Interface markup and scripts
--- Start ---

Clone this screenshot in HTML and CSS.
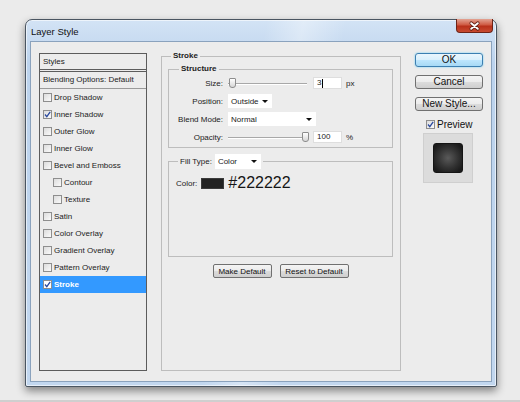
FILE: index.html
```html
<!DOCTYPE html>
<html lang="en">
<head>
    <meta charset="UTF-8">
    <title>Layer Style</title>
    <link rel="stylesheet" href="styles.css">
</head>
<body>
<div class="page">
    <div class="window">
        <div class="titlebar">
            <span class="title">Layer Style</span>
            <span class="close">
                <svg width="37" height="14" viewBox="0 0 37 14">
                    <path d="M15 4 L22 10 M22 4 L15 10" stroke="#5e1d12" stroke-width="3.6" stroke-linecap="round"/>
                    <path d="M15 4 L22 10 M22 4 L15 10" stroke="#fff" stroke-width="2" stroke-linecap="round"/>
                </svg>
            </span>
        </div>
        <div class="content">
            <div class="styles">
                <div class="styles-head">Styles</div>
                <div class="styles-blend">Blending Options: Default</div>
                <div class="item"><span class="cb"></span>Drop Shadow</div>
                <div class="item"><span class="cb"><svg width="7" height="7" viewBox="0 0 7 7"><path d="M1 3.5 L2.8 5.6 L6.2 0.8" fill="none" stroke="#2b4a9e" stroke-width="1.3"/></svg></span>Inner Shadow</div>
                <div class="item"><span class="cb"></span>Outer Glow</div>
                <div class="item"><span class="cb"></span>Inner Glow</div>
                <div class="item"><span class="cb"></span>Bevel and Emboss</div>
                <div class="item sub"><span class="cb"></span>Contour</div>
                <div class="item sub"><span class="cb"></span>Texture</div>
                <div class="item"><span class="cb"></span>Satin</div>
                <div class="item"><span class="cb"></span>Color Overlay</div>
                <div class="item"><span class="cb"></span>Gradient Overlay</div>
                <div class="item"><span class="cb"></span>Pattern Overlay</div>
                <div class="item active"><span class="cb"><svg width="7" height="7" viewBox="0 0 7 7"><path d="M1 3.5 L2.8 5.6 L6.2 0.8" fill="none" stroke="#2b4a9e" stroke-width="1.3"/></svg></span>Stroke</div>
            </div>

            <fieldset class="group stroke">
                <legend>Stroke</legend>
                <fieldset class="group structure">
                    <legend>Structure</legend>
                    <div class="field">
                        <label>Size:</label>
                        <div class="slider"><span class="thumb" style="left:1px"></span></div>
                        <div class="num">3<span class="caret"></span></div>
                        <span class="unit">px</span>
                    </div>
                    <div class="field">
                        <label>Position:</label>
                        <div class="select w-pos">Outside<i class="arrow"></i></div>
                    </div>
                    <div class="field">
                        <label>Blend Mode:</label>
                        <div class="select w-blend">Normal<i class="arrow"></i></div>
                    </div>
                    <div class="field">
                        <label>Opacity:</label>
                        <div class="slider"><span class="thumb" style="left:74px"></span></div>
                        <div class="num">100</div>
                        <span class="unit">%</span>
                    </div>
                </fieldset>

                <fieldset class="group fill">
                    <legend><span>Fill Type:</span><span class="select w-color">Color<i class="arrow"></i></span></legend>
                    <div class="color-row">
                        <span>Color:</span>
                        <span class="swatch"></span>
                        <span class="hex">#222222</span>
                    </div>
                </fieldset>

                <div class="defaults">
                    <button class="btn small w-make">Make Default</button>
                    <button class="btn small w-reset">Reset to Default</button>
                </div>
            </fieldset>

            <div class="actions">
                <button class="btn big ok">OK</button>
                <button class="btn big">Cancel</button>
                <button class="btn big">New Style...</button>
                <div class="preview-check">
                    <span class="cb"><svg width="7" height="7" viewBox="0 0 7 7"><path d="M1 3.5 L2.8 5.6 L6.2 0.8" fill="none" stroke="#2b4a9e" stroke-width="1.3"/></svg></span>Preview
                </div>
                <div class="preview"><div class="preview-tile"></div></div>
            </div>
        </div>
    </div>
    <div class="strip"></div>
</div>
</body>
</html>
```

FILE: styles.css
```css
body { margin: 0; background: #ebebeb; font-family: "Liberation Sans", Arial, sans-serif; font-size: 8px; color: #222; }
.page { height: 402px; overflow: hidden; display: flex; flex-direction: column; }
.strip { height: 2px; background: #cfcfcf; margin-top: 13px; }

.window { margin: 19px 0 0 25px; width: 472px; height: 368px; box-sizing: border-box; border: 1px solid #4a5561; border-radius: 7px 7px 2px 2px; padding: 0 4px 4px; display: flex; flex-direction: column; background: linear-gradient(100deg, rgba(255,255,255,0) 45%, rgba(255,255,255,.35) 52%, rgba(255,255,255,0) 60%), linear-gradient(#d3e3f5, #bcd3ed 12%, #c2d7ef); box-shadow: 0 4px 9px rgba(0,0,0,.45), inset 0 0 0 1px rgba(255,255,255,.6); }
.titlebar { height: 21px; display: flex; justify-content: space-between; align-items: flex-start; }
.title { font-size: 9.5px; color: #111; padding: 6px 0 0 1px; }
.close { width: 37px; height: 14px; margin: -1px -1px 0 0; border: 1px solid #6d2317; border-top: none; box-sizing: border-box; border-radius: 0 0 4px 4px; background: linear-gradient(#e3a393, #cf5a43 45%, #b8301a 55%, #c84a30); display: flex; }

.content { flex: 1; border: 1px solid #8aa2bd; background: #ececec; display: flex; align-items: flex-start; padding: 9px 0 0 8px; }

.styles { margin-top: 2px; width: 108px; height: 318px; box-sizing: border-box; border: 1px solid #5c5c5c; }
.styles-head { height: 15px; line-height: 15px; padding-left: 3px; border-bottom: 3px double #5c5c5c; }
.styles-blend { height: 16px; line-height: 16px; padding-left: 3px; border-bottom: 1px solid #9a9a9a; }
.item { height: 17px; display: flex; align-items: center; gap: 2px; padding-left: 3px; }
.item.sub { padding-left: 13px; }
.item.active { background: #3399ff; color: #fff; font-weight: bold; }
.cb { width: 7px; height: 7px; border: 1px solid #8e8e8e; background: linear-gradient(135deg, #dcdcdc, #fafafa); display: flex; }
.item.active .cb { background: #fff; }

.group { margin: 0; min-width: 0; border: 1px solid #bdbdbd; box-sizing: border-box; }
.group > legend { font-weight: bold; line-height: 10px; padding: 0 2px; }
.stroke { margin-left: 14px; width: 240px; height: 320px; padding: 3px 7px 0 6px; }
.stroke > legend { margin-left: 3px; }
.structure { padding: 0 4px 1px 0; }
.structure > legend { margin-left: 10px; }

.field { display: flex; align-items: center; height: 18px; }
.field label { width: 54px; text-align: right; margin-right: 5px; }
.slider { position: relative; width: 79px; height: 10px; }
.slider::before { content: ""; position: absolute; left: 0; right: 0; top: 5px; height: 1px; background: #a8a8a8; box-shadow: 0 1px 0 #fff; }
.thumb { position: absolute; top: 0; width: 5px; height: 8px; border: 1px solid #8d8d8d; border-radius: 1px 1px 3px 3px; background: linear-gradient(#fff, #d6d6d6); }
.num { margin-left: 6px; width: 29px; height: 12px; box-sizing: border-box; background: #fff; border: 1px solid #dedede; padding-left: 3px; line-height: 10px; display: flex; align-items: center; }
.caret { width: 1px; height: 9px; background: #000; margin-left: 1px; }
.unit { margin-left: 4px; }

.select { display: flex; align-items: center; justify-content: space-between; height: 14px; box-sizing: border-box; background: #fff; padding: 0 4px 0 3px; font-weight: normal; }
.w-pos { width: 44px; }
.w-blend { width: 88px; }
.w-color { width: 46px; height: 15px; margin-left: 3px; }
.arrow { width: 0; height: 0; border-left: 3px solid transparent; border-right: 3px solid transparent; border-top: 3px solid #111; }

.fill { margin-top: 6px; height: 103px; padding: 0; }
.fill > legend { margin-left: 9px; font-weight: normal; display: flex; align-items: center; line-height: 15px; }
.color-row { display: flex; align-items: center; height: 16px; margin-top: 6px; padding-left: 7px; }
.swatch { width: 23px; height: 11px; box-sizing: border-box; background: #222; border: 1px solid #3a3a3a; margin-left: 4px; }
.hex { font-size: 16px; line-height: 1; color: #151515; margin-left: 4px; }

.defaults { display: flex; justify-content: center; gap: 8px; margin-top: 7px; }
.btn { font-family: "Liberation Sans", Arial, sans-serif; color: #111; border: 1px solid #707070; border-radius: 2px; background: linear-gradient(#f4f4f4, #ebebeb 50%, #dcdcdc 50%, #cfcfcf); padding: 0; box-sizing: border-box; }
.btn.small { height: 14px; font-size: 8px; }
.w-make { width: 59px; }
.w-reset { width: 69px; }

.actions { margin: 2px 0 0 14px; width: 68px; display: flex; flex-direction: column; gap: 8px; }
.btn.big { height: 14px; font-size: 10px; line-height: 12px; border-radius: 3px; }
.btn.ok { border-color: #3c7fb1; background: linear-gradient(#eaf6fd, #d9f0fc 50%, #bee6fd 50%, #a7d9f5); box-shadow: 0 0 2px #62cdf5; }
.preview-check { display: flex; align-items: center; gap: 2px; height: 10px; padding-left: 11px; font-size: 10px; color: #111; }
.preview { margin: -4px 0 0 8px; width: 50px; height: 50px; box-sizing: border-box; background: #dcdcdc; border: 1px solid #cfcfcf; display: flex; align-items: center; justify-content: center; }
.preview-tile { width: 30px; height: 30px; box-sizing: border-box; border-radius: 3px; border: 1px solid #151515; background: radial-gradient(circle, #5a5a5a 0%, #333 50%, #1b1b1b 85%); }
```
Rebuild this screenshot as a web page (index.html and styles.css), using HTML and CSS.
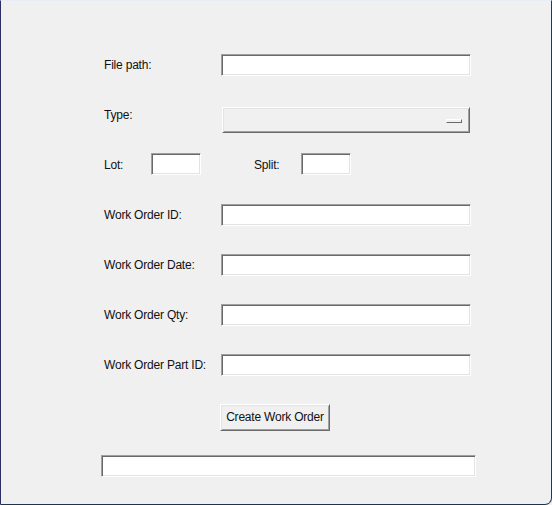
FILE: index.html
```html
<!DOCTYPE html>
<html>
<head>
<meta charset="utf-8">
<link rel="stylesheet" href="styles.css">
</head>
<body>
<div class="window">
  <div class="form">
    <div class="row">
      <span class="label">File path:</span>
      <div class="entry wide"></div>
    </div>
    <div class="row row-type">
      <span class="label">Type:</span>
      <div class="option">
        <span class="indicator"></span>
      </div>
    </div>
    <div class="row row-lot">
      <span class="label lot-label">Lot:</span>
      <div class="entry small"></div>
      <span class="label split-label">Split:</span>
      <div class="entry small"></div>
    </div>
    <div class="row">
      <span class="label">Work Order ID:</span>
      <div class="entry wide"></div>
    </div>
    <div class="row">
      <span class="label">Work Order Date:</span>
      <div class="entry wide"></div>
    </div>
    <div class="row">
      <span class="label">Work Order Qty:</span>
      <div class="entry wide"></div>
    </div>
    <div class="row">
      <span class="label">Work Order Part ID:</span>
      <div class="entry wide"></div>
    </div>
    <div class="row row-button">
      <button class="button" type="button">Create Work Order</button>
    </div>
    <div class="row row-status">
      <div class="entry status"></div>
    </div>
  </div>
</div>
</body>
</html>
```

FILE: styles.css
```css
html, body {
  margin: 0;
  padding: 0;
  background: #f0f0f0;
}

.window {
  width: 552px;
  height: 505px;
  box-sizing: border-box;
  background: #f0f0f0;
  border-left: 1px solid #2b2f66;
  border-right: 1px solid #1f3a55;
  border-bottom: 1px solid #1e3350;
  border-top: 1px solid #e8ecf6;
  border-bottom-right-radius: 7px;
  font-family: "Liberation Sans", Arial, sans-serif;
  font-size: 12px;
  letter-spacing: -0.2px;
  color: #111;
  overflow: hidden;
}

.form {
  padding-top: 53px;
  padding-left: 103px;
  display: flex;
  flex-direction: column;
}

.row {
  height: 50px;
  display: flex;
  align-items: flex-start;
}

.label {
  height: 22px;
  line-height: 22px;
  width: 117px;
  flex: none;
  white-space: nowrap;
}

.entry {
  box-sizing: border-box;
  height: 22px;
  background: #fff;
  border: 1px solid;
  border-color: #a0a0a0 #ffffff #ffffff #a0a0a0;
  box-shadow: inset 1px 1px 0 #696969, inset -1px -1px 0 #e3e3e3;
  flex: none;
}

.wide {
  width: 250px;
}

.row-type {
  height: 49px;
}

.option {
  box-sizing: border-box;
  margin-top: 3px;
  margin-left: 1px;
  width: 248px;
  height: 26px;
  background: #f0f0f0;
  border: 1px solid;
  border-color: #ffffff #696969 #696969 #ffffff;
  box-shadow: inset 1px 1px 0 #e3e3e3, inset -1px -1px 0 #a0a0a0;
  display: flex;
  align-items: center;
  justify-content: flex-end;
  padding-right: 7px;
}

.indicator {
  box-sizing: border-box;
  width: 16px;
  height: 4px;
  border: 1px solid;
  border-color: #ffffff #696969 #696969 #ffffff;
  background: #f0f0f0;
  margin-top: 1px;
}

.row-lot {
  height: 51px;
}

.row-lot .label {
  margin-top: 1px;
}

.lot-label {
  width: 47px;
}

.small {
  width: 50px;
}

.split-label {
  width: 47px;
  margin-left: 53px;
}

.row-button {
  height: 51px;
  padding-left: 116px;
}

.button {
  box-sizing: border-box;
  width: 110px;
  height: 27px;
  margin: 0;
  padding: 0 0 1px;
  font-family: "Liberation Sans", Arial, sans-serif;
  font-size: 12px;
  letter-spacing: -0.2px;
  color: #111;
  background: #f0f0f0;
  border: 1px solid;
  border-color: #ffffff #696969 #696969 #ffffff;
  box-shadow: inset 1px 1px 0 #e3e3e3, inset -1px -1px 0 #a0a0a0;
}

.row-status {
  margin-left: -3px;
}

.status {
  width: 375px;
}
```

--- End ---

EXERCISE DIRECTIONS:
List the lines of the material in which the word "screenshot" occurs.

THE REPLY:
Clone this screenshot in HTML and CSS.
Rebuild this screenshot as a web page (index.html and styles.css), using HTML and CSS.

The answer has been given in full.